EAGC 2026 recognizes overall performance, track-specific excellence, reproducibility, and research contribution.

Main Awards

Grand Champion.
Track 1 First, Second, and Third Prize.
Track 2 First, Second, and Third Prize.

Special Awards

Best World Model Design Award.
Best Open-Source Contribution Award.
Best Technical Report Award.
Best Academic Innovation Award.

FAQ

Key participation and evaluation questions.

Are private datasets allowed?

Yes. Teams may use private datasets, but all training data sources and usage must be disclosed in the technical report.

Is online learning allowed during official evaluation?

Lightweight online adaptation within the official time and compute budget is allowed. Unrestricted trial-and-error training or large-scale retraining is not allowed.
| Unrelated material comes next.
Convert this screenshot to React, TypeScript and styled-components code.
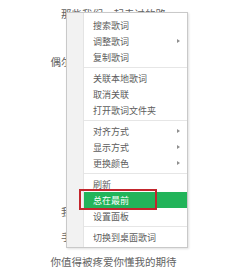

Are online model APIs allowed during official evaluation?

No. Internet access and online model APIs are not allowed during official evaluation.

Is code release mandatory?

No. Code release is not mandatory, but it is strongly encouraged. Special awards will prioritize reproducibility and community contribution.

Can undergraduate teams participate?

Yes. The challenge is open to university teams, industry research teams, and independent developers worldwide.